Information supplied.
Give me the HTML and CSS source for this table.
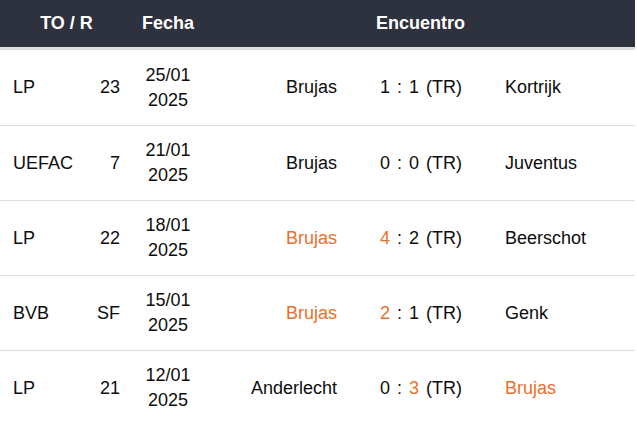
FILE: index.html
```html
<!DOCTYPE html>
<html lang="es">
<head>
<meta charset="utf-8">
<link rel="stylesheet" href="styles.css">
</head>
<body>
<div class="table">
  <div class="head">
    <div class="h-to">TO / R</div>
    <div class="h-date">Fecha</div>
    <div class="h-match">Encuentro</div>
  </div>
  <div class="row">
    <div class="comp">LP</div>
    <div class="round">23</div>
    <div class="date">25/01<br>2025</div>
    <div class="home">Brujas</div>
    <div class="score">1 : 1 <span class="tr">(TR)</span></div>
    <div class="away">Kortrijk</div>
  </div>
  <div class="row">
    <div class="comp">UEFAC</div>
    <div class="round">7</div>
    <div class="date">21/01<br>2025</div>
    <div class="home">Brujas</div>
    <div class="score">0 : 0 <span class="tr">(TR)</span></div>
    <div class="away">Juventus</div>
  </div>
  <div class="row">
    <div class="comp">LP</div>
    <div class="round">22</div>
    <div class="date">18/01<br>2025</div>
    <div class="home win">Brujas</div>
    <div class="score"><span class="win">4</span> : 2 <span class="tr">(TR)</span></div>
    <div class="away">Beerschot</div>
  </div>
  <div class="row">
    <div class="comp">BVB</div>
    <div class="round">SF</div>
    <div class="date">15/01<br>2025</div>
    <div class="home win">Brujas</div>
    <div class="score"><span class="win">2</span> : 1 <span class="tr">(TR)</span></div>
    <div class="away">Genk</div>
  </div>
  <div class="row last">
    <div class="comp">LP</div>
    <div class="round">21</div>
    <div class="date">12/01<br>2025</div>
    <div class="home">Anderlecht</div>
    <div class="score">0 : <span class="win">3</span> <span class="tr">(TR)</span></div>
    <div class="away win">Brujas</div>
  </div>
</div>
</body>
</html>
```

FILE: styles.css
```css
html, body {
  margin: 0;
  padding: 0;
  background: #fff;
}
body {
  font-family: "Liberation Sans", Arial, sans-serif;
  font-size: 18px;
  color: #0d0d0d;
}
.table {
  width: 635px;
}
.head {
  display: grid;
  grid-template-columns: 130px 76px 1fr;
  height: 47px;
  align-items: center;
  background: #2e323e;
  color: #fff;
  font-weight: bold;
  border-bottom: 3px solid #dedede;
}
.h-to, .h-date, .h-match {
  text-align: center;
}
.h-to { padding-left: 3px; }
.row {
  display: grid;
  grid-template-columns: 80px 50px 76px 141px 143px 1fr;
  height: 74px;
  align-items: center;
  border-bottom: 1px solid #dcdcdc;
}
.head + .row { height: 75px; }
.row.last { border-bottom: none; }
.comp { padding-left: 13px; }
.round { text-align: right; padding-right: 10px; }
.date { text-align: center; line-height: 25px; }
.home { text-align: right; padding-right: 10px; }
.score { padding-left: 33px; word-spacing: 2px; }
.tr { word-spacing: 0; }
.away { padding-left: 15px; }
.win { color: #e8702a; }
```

Stated task.
Determine how many lines in the listing above hold the word "table", answering with the number only.

Correct response.
3